A couple of links for your:

Kauai Farmers Markets - Tasting Kauai

Kauai Farmer's & Produce Markets


----------



## donnaval (Apr 5, 2016)

Thank you Steve- can't wait to visit those places!


----------



## klpca (Apr 5, 2016)

rickandcindy23 said:


> We are on the lanai, watching the water.  Not much whale activity.  I think they leave sooner than they have in the past.  We barely saw anything in late March last year while on Maui.
> 
> The weather is cool, the rain is just a mist, more or less, and the unit we have, 108, is a great unit assignment.  I balked at first, but I am happy here.  we don't really have a view of the pool at all.
> 
> Wyndham charged a special assessment fee a few years ago, and the upgrades were well worth the money we paid.  Even though we own two weeks, we exchanged into Shearwater through RCI.  Our Shearwater went into Wyndham points years ago...



If you don't me asking, if you used TPU's how many did you need for your exchange? I have an OGS set up with an uncombined deposit of 30. I don't want to pay to combine if I don't need to, but I suspect that 30 isn't enough. I have the search set up for fall of 2017. Thanks.


----------



## donnaval (Apr 5, 2016)

I booked through the Wyndham portal using Wyndham points I had on deposit with RCI - but, I am not sure, but I think Shearwater is a points resort and so might not be available at all to you via weeks?  Sorry I can't be more helpful.


----------



## rickandcindy23 (Apr 5, 2016)

klpca said:


> If you don't me asking, if you used TPU's how many did you need for your exchange? I have an OGS set up with an uncombined deposit of 30. I don't want to pay to combine if I don't need to, but I suspect that 30 isn't enough. I have the search set up for fall of 2017. Thanks.

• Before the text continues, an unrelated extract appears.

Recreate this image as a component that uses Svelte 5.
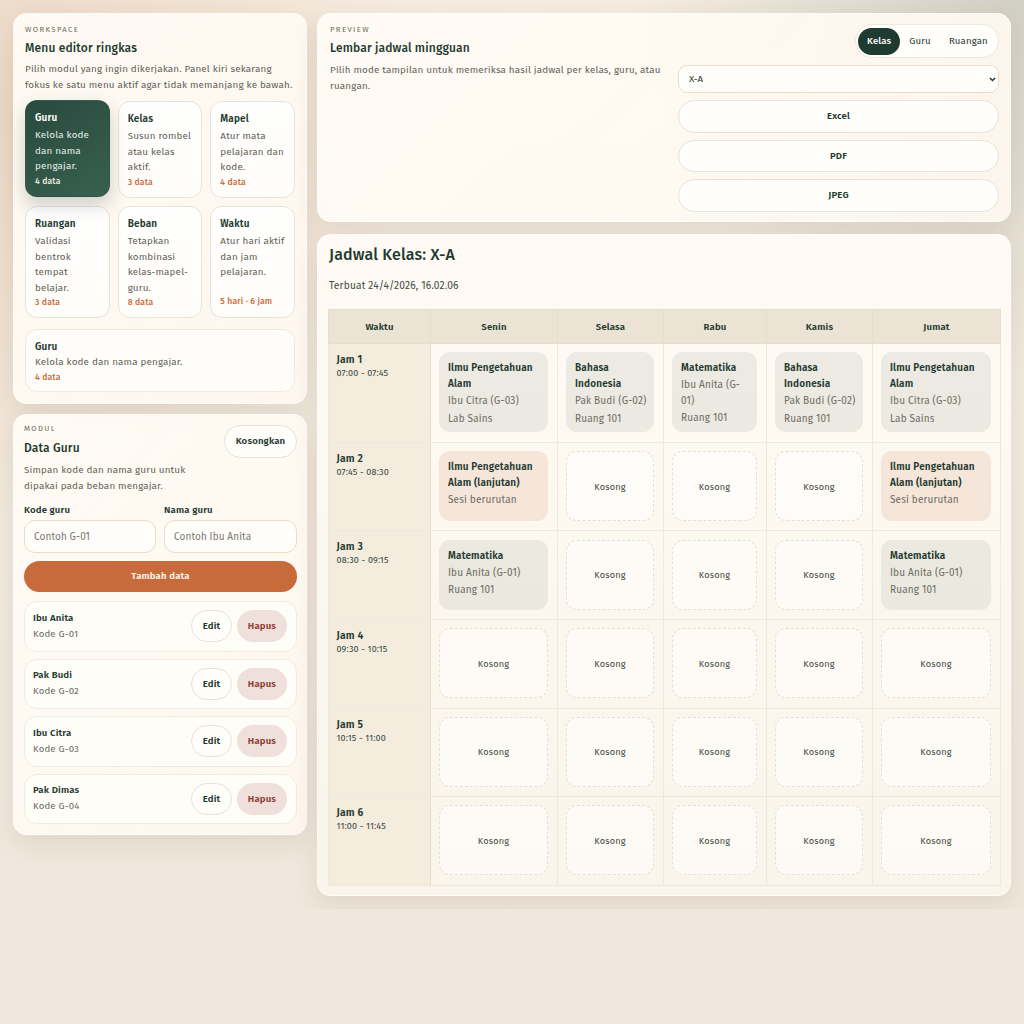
<script>
const menu=[
 {t:"Guru",d:"Kelola kode dan nama pengajar.",c:"4 data",on:true},
 {t:"Kelas",d:"Susun rombel atau kelas aktif.",c:"3 data"},
 {t:"Mapel",d:"Atur mata pelajaran dan kode.",c:"4 data"},
 {t:"Ruangan",d:"Validasi bentrok tempat belajar.",c:"3 data"},
 {t:"Beban",d:"Tetapkan kombinasi kelas-mapel-guru.",c:"8 data"},
 {t:"Waktu",d:"Atur hari aktif dan jam pelajaran.",c:"5 hari · 6 jam"}];
const gurus=[["Ibu Anita","Kode G-01"],["Pak Budi","Kode G-02"],["Ibu Citra","Kode G-03"],["Pak Dimas","Kode G-04"]];
const days=["Senin","Selasa","Rabu","Kamis","Jumat"];
const ipa={s:"Ilmu Pengetahuan Alam",m:["Ibu Citra (G-03)","Lab Sains"]};
const bi={s:"Bahasa Indonesia",m:["Pak Budi (G-02)","Ruang 101"]};
const mat={s:"Matematika",m:["Ibu Anita (G-01)","Ruang 101"]};
const cont={s:"Ilmu Pengetahuan Alam (lanjutan)",m:["Sesi berurutan"],c:true};
const rows=[
 {j:"Jam 1",w:"07:00 - 07:45",c:[ipa,bi,mat,bi,ipa]},
 {j:"Jam 2",w:"07:45 - 08:30",c:[cont,null,null,null,cont]},
 {j:"Jam 3",w:"08:30 - 09:15",c:[mat,null,null,null,mat]},
 {j:"Jam 4",w:"09:30 - 10:15",c:[null,null,null,null,null]},
 {j:"Jam 5",w:"10:15 - 11:00",c:[null,null,null,null,null]},
 {j:"Jam 6",w:"11:00 - 11:45",c:[null,null,null,null,null]}];
</script>

<div class="page">
 <div class="shell">
  <aside class="side">
   <section class="panel menu-panel">
    <div class="eyebrow">WORKSPACE</div>
    <h2>Menu editor ringkas</h2>
    <p class="lead">Pilih modul yang ingin dikerjakan. Panel kiri sekarang fokus ke satu menu aktif agar tidak memanjang ke bawah.</p>
    <div class="menu-grid">
     {#each menu as m}
      <button class="mcard" class:on={m.on}>
       <strong>{m.t}</strong>
       <span class="d">{m.d}</span>
       <span class="c">{m.c}</span>
      </button>
     {/each}
    </div>
    <div class="summary">
     <strong>Guru</strong>
     <span class="d">Kelola kode dan nama pengajar.</span>
     <span class="c">4 data</span>
    </div>
   </section>

   <section class="panel data-panel">
    <div class="data-head">
     <div>
      <div class="eyebrow">MODUL</div>
      <h2>Data Guru</h2>
     </div>
     <button class="pill kos">Kosongkan</button>
    </div>
    <p class="lead narrow">Simpan kode dan nama guru untuk dipakai pada beban mengajar.</p>
    <div class="form">
     <label><span>Kode guru</span><input placeholder="Contoh G-01" /></label>
     <label><span>Nama guru</span><input placeholder="Contoh Ibu Anita" /></label>
    </div>
    <button class="add">Tambah data</button>
    <div class="list">
     {#each gurus as g}
      <div class="item">
       <div class="who"><strong>{g[0]}</strong><span>{g[1]}</span></div>
       <button class="pill edit">Edit</button>
       <button class="hapus">Hapus</button>
      </div>
     {/each}
    </div>
   </section>
  </aside>

  <main class="main">
   <section class="panel prev">
    <div class="prev-l">
     <div class="eyebrow">PREVIEW</div>
     <h2>Lembar jadwal mingguan</h2>
     <p class="lead">Pilih mode tampilan untuk memeriksa hasil jadwal per kelas, guru, atau ruangan.</p>
    </div>
    <div class="prev-r">
     <div class="seg">
      <span class="sel">Kelas</span><span>Guru</span><span>Ruangan</span>
     </div>
     <select><option>X-A</option></select>
     <button class="pill wide">Excel</button>
     <button class="pill wide">PDF</button>
     <button class="pill wide">JPEG</button>
    </div>
   </section>

   <section class="panel sched">
    <h1>Jadwal Kelas: X-A</h1>
    <p class="made">Terbuat 24/4/2026, 16.02.06</p>
    <table>
     <colgroup>
      <col class="c0" /><col class="c1" /><col class="c2" /><col class="c3" /><col class="c2" /><col class="c5" />
     </colgroup>
     <thead>
      <tr><th>Waktu</th>{#each days as d}<th>{d}</th>{/each}</tr>
     </thead>
     <tbody>
      {#each rows as r}
       <tr>
        <td class="time"><strong>{r.j}</strong><span>{r.w}</span></td>
        {#each r.c as c}
         <td>
          {#if c}
           <div class="slot" class:cont={c.c}>
            <strong>{c.s}</strong>
            {#each c.m as x}<span>{x}</span>{/each}
           </div>
          {:else}
           <div class="empty">Kosong</div>
          {/if}
         </td>
        {/each}
       </tr>
      {/each}
     </tbody>
    </table>
   </section>
  </main>
 </div>
</div>

<style>
:global(body){margin:0;background:#f0e8dc;font-family:"Fira Sans","Ubuntu","Noto Sans",sans-serif;letter-spacing:.01em;color:#1f3a31}
.page{background:radial-gradient(circle at 0 12%,rgba(200,107,60,.16),transparent 32%),radial-gradient(circle at 100% 0,rgba(31,58,49,.16),transparent 28%),linear-gradient(180deg,#f4ecdf,#f0e8dc)}
.shell{display:grid;grid-template-columns:294px 694px;gap:10px;padding:13px;align-items:start}
.side{display:flex;flex-direction:column;gap:10px}
.main{display:flex;flex-direction:column;gap:12px}
.panel{background:linear-gradient(135deg,rgba(255,252,246,.94),rgba(255,248,240,.9));border-radius:14px;box-shadow:0 10px 26px rgba(80,60,40,.1);border:1px solid rgba(255,255,255,.5);box-sizing:border-box}
.menu-panel{padding:11px 11px 11px 11px;height:391px}
.data-panel{padding:9px 9px 9px 10px;height:421px}
.eyebrow{font-size:7.7px;letter-spacing:.18em;color:#6d6a60;line-height:10px}
h2{font-size:12px;font-weight:500;margin:5px 0 0;line-height:16px;color:#1f3a31}
.lead{font-size:9.85px;line-height:15.6px;color:#5f6258;margin:6px 0 0}
.narrow{max-width:180px;margin-top:5px}
.menu-grid{display:grid;grid-template-columns:repeat(3,1fr);column-gap:8px;row-gap:8.5px;margin-top:8px;grid-template-rows:96.5px 112px}
.mcard{all:unset;box-sizing:border-box;background:linear-gradient(160deg,#fff,#fffdf9);border:1px solid #e7e4dc;border-radius:12px;padding:9px 9.5px 9px 9px;display:flex;flex-direction:column;font-family:inherit}
.mcard strong,.summary strong{font-size:10px;font-weight:600;line-height:16px;color:#1f3a31}
.d{font-size:9.85px;line-height:15.5px;color:#5f6258;margin-top:2px}
.c{font-size:8.6px;line-height:12px;color:#c86b3c;margin-top:auto;font-weight:500;padding-bottom:1px}
.mcard.on{background:linear-gradient(145deg,#294a3f,#38604f);border-color:transparent;transform:translateY(-1px);box-shadow:0 8px 18px rgba(31,58,49,.22)}
.mcard.on strong{color:#fff}.mcard.on .d{color:#e7eee9}.mcard.on .c{color:#f2ece2}
.summary{margin-top:11px;background:#fffdf9;border:1px solid #efebe3;border-radius:12px;padding:9px;display:flex;flex-direction:column;height:63px;box-sizing:border-box}
.summary .d{margin-top:0}
.data-head{display:flex;justify-content:space-between;align-items:flex-start}
.data-head h2{margin-top:6px}
.pill{all:unset;box-sizing:border-box;text-align:center;background:#fffefb;border:1px solid #e5e3da;border-radius:999px;font-size:9.6px;font-weight:600;color:#1f3a31;font-family:inherit}
.kos{width:73px;height:33px;line-height:31px;margin-top:1px}
.form{display:grid;grid-template-columns:132px 1fr;gap:8px;margin-top:9px}
label span{display:block;font-size:9.6px;font-weight:600;line-height:14px;color:#1f3a31;margin-bottom:3px}
input{box-sizing:border-box;width:100%;height:33px;border:1px solid #eadcc8;border-radius:11px;background:#fffefb;padding:0 9px;font:10px "Fira Sans","Ubuntu","Noto Sans",sans-serif;letter-spacing:.01em;outline:none}
input::placeholder{color:#77776e}
.add{all:unset;display:block;box-sizing:border-box;width:100%;height:31px;margin-top:8px;border-radius:999px;background:#c86b3c;color:#fff6ec;text-align:center;line-height:31px;font-size:9.6px;font-weight:600;font-family:inherit}
.list{display:flex;flex-direction:column;gap:7px;margin-top:9px}
.item{display:flex;align-items:center;box-sizing:border-box;height:50.5px;padding:0 9px 0 8px;background:#fffdf8;border:1px solid #f1ece3;border-radius:13px}
.who{flex:1;display:flex;flex-direction:column}
.who strong{font-size:9.6px;font-weight:600;line-height:16px;color:#1f3a31}
.who span{font-size:9.6px;line-height:17px;color:#6c6c62}
.edit{width:41px;height:32px;line-height:30px}
.hapus{all:unset;box-sizing:border-box;width:50px;height:32px;line-height:32px;margin-left:5px;border-radius:999px;background:#f0e0dc;color:#8f3a32;font-size:9.6px;font-weight:600;text-align:center;font-family:inherit}
.prev{display:flex;height:209px;padding:10px 11px 9px 12px;justify-content:space-between}
.prev-l{width:335px;padding-top:1px}
.prev-l .lead{margin-top:7px}
.prev-r{width:321px;display:flex;flex-direction:column;align-items:stretch;gap:7px}
.seg{align-self:flex-end;width:144px;height:34px;box-sizing:border-box;border:1px solid #ece9e0;border-radius:999px;background:#fffefb;display:flex;align-items:center;padding:0 2px;font-size:9.6px;color:#1f3a31}
.seg span{padding:0 9px;line-height:27px;border-radius:999px}
.seg .sel{background:#1f3a31;color:#fff;font-weight:500}
select{box-sizing:border-box;height:28px;border:1px solid #eadcc8;border-radius:9px;padding:0 10px;appearance:none;background:#fffefb url("data:image/svg+xml,%3Csvg xmlns='http://www.w3.org/2000/svg' width='7' height='5' viewBox='0 0 7 5'%3E%3Cpath d='M1 1l2.5 2.5L6 1' fill='none' stroke='%231f3a31' stroke-width='1.5'/%3E%3C/svg%3E") no-repeat right 2.5px center;font:9.6px "Fira Sans","Ubuntu","Noto Sans",sans-serif;color:#1f3a31}
.wide{height:32.5px;line-height:30.5px;display:block}
.sched{height:662px;padding:0 9px 0 10px;background:linear-gradient(180deg,#fffaf4,#faf5ea)}
h1{font-size:16px;font-weight:500;margin:10px 0 0 1px;line-height:20px;color:#1f3a31}
.made{font-size:10.2px;margin:14px 0 0 1px;line-height:14px;color:#3c4a42}
table{border-collapse:collapse;table-layout:fixed;width:672px;margin:16px 0 0 0}
.c0{width:102px}.c1{width:127px}.c2{width:106px}.c3{width:103px}.c5{width:128px}
th{background:#ebe3d4;height:33px;font-size:9.6px;font-weight:600;color:#1f3a31;border:1px solid #e6decf;padding:0}
td{border:1px solid #efe9dd;padding:8.3px 9px 9.3px 8px;vertical-align:top}
.time{background:#f4ecdd;padding:9px 8px 8px 7.5px;border-right-color:#e6decf}
.time strong{display:block;font-size:10.4px;font-weight:600;line-height:14px}
.time span{display:block;font-size:9px;line-height:12px;color:#33473e}
.slot{box-sizing:border-box;min-height:70px;border-radius:11px;background:rgba(31,58,49,.08);padding:8px 7px 5px 9px}
.slot.cont{background:#f6e6da}
.slot strong{display:block;font-size:10px;font-weight:600;line-height:16px;color:#1f3a31}
.slot span{display:block;font-size:10px;line-height:15.6px;margin-top:2px;color:#6c6c62}
.empty{box-sizing:border-box;height:70px;display:flex;align-items:center;justify-content:center;border:1px dashed #e6e1d7;border-radius:11px;background:rgba(255,255,255,.5);font-size:9.2px;color:#3f4a43}
</style>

I don't remember the exact number.  I think under 30 for these weeks, which are kind of low TPU's because it's a lower season, and 2017 Fall would also be low season.  

You didn't grab Point at Poipu when you saw that banking of weeks?  It's still a little more popular than Shearwater.  Those would be similar numbers, too, so you could see what Shearwater would be.  

I have something like 600 TPU's built up in my account and try to use those when I can, and this was such a piddly amount, it hardly made a dent.


----------



## klpca (Apr 5, 2016)

rickandcindy23 said:


> I don't remember the exact number.  I think under 30 for these weeks, which are kind of low TPU's because it's a lower season, and 2017 Fall would also be low season.
> 
> You didn't grab Point at Poipu when you saw that banking of weeks?  It's still a little more popular than Shearwater.  Those would be similar numbers, too, so you could see what Shearwater would be.
> 
> I have something like 600 TPU's built up in my account and try to use those when I can, and this was such a piddly amount, it hardly made a dent.



Thanks Cindy - that is great info. I saw the Point deposits but we have stayed in Poipu twice recently (Waiohai and Lawai Beach) and I wanted to spend a week up in Princeville just to change it up. 

Btw, 600 TPU's!  That's a lot of fun to be had!


----------



## chellej (Apr 5, 2016)

Cindy

I am envious....Love Shearwater.  We were on Kauai 2 years ago this week for our DD's wedding and saw quite a few whales.   They are already seeing them in the San Juan's off washington coast...they have arrived early this year.

We will be there in 3 weeks - staying at shell at Kauai coast......Love the oceanfront there and the central location...can't wait


----------



## Magic1962 (Apr 5, 2016)

We will be at Shearwater in Nov. can't wait! Dave


----------



## rickandcindy23 (Apr 8, 2016)

So there is apparently no longer a mid-week tidy, trash removal or towel change anymore.  When did that happen?  This was our fifth night and no one has knocked on our door.


----------



## bhrungo (Apr 9, 2016)

We love the Shearwater! It's been over 6 years since we've stayed there. Do you have any photos you can share of the upgrades? Did they replace the flooring? Thanks & have fun!!


----------



## rickandcindy23 (Apr 9, 2016)

They did replace all of the flooring.  New carpet, some kind of pretty laminate for the floors in the kitchen and hallways, and new tile on the floors and walls of the bathroms, including granite countertops and they moved the toilet and shower in the master bathroom.  They left the tub, which I was pleased about because I love the tubs.  The units are very, very nice, and the draperies are new and pretty, too. Very Hawaiian.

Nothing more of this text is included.